Со своей стороны, теория денег и торговли объясняет, каким образом любой материал может наделяться функцией означения, соотносясь с любым данным объектом и являясь для него постоянным знаком; она объясняет также (путем функционирования торговли, роста и уменьшения денежной массы), как это отношение знака к означаемому может изменяться, никогда не исчезая, как один и тот же денежный элемент может означать больше или меньше богатств, как он может скользить, распространяться, суживаться по отношению к стоимостям, которые он обязан представлять. Следовательно, теория денежной цены соответствует тому, что во всеобщей грамматике выступает в форме анализа корней и языка действия (функция обозначения ), и тому, что выступает в форме тропов и смещений смысла (функция деривации).

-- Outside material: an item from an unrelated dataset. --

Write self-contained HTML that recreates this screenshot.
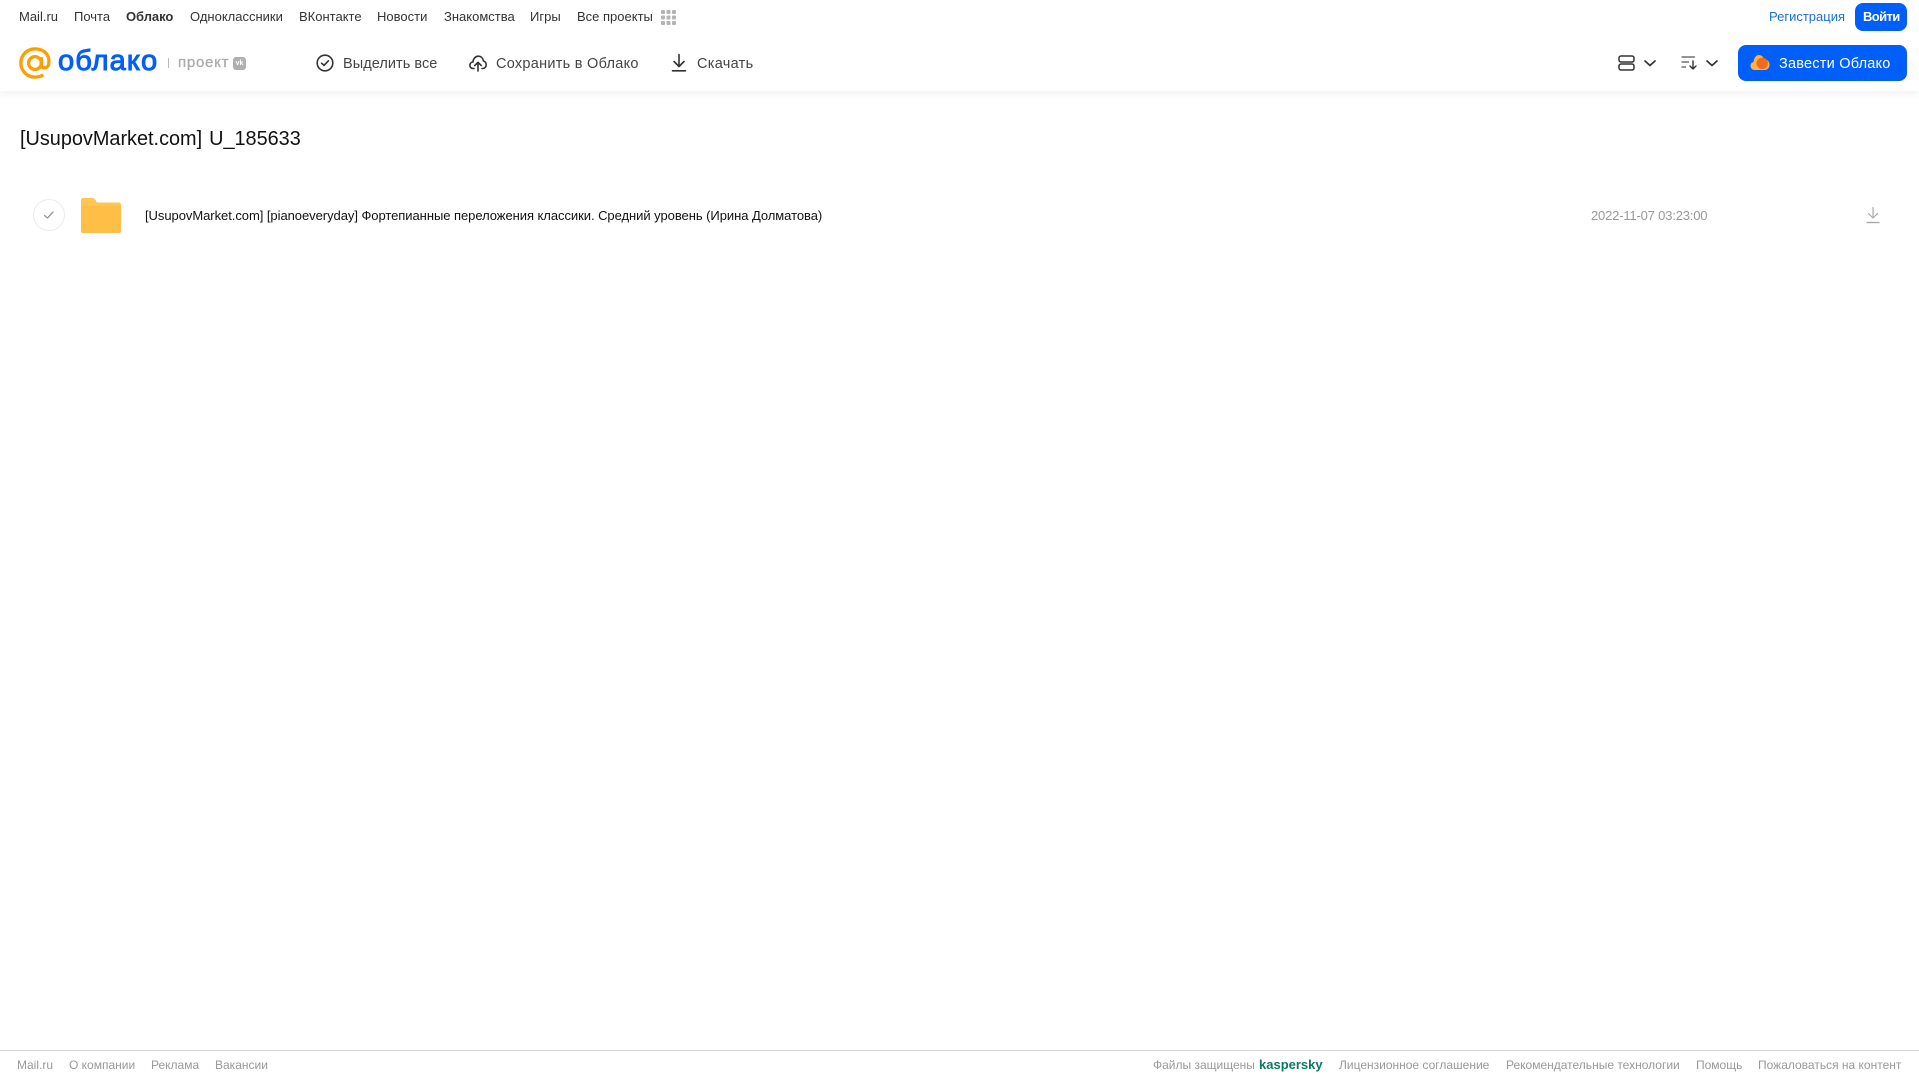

Деньги, как и слова, наделены функцией обозначать, но они не прекращают колебаться вокруг этой вертикальной оси: колебания цен так относятся к первоначальному установлению отношения между металлом и богатствами, как риторические смещения относятся к первому значению словесных знаков. Более того, полагая, на основе своих собственных возможностей, обозначение богатств, установление цен, изменение номинальных стоимостей, обеднение и обогащение наций, деньги функционируют по отношению к богатствам так, как признак по отношению к природным существам; они позволяют сразу же придать им особую метку и указать им место, несомненно временное, в пространстве, в настоящее время определяемом ансамблем вещей и знаков, которыми располагают. Теория денег и цен занимает в анализе богатств то же самое место, что теория признака занимает в естественной истории: как и эта последняя, она в одной и той же функции связывает возможность давать вещам знак, представляя одну вещь через другую, и возможность отклонения знака от того, что он обозначает.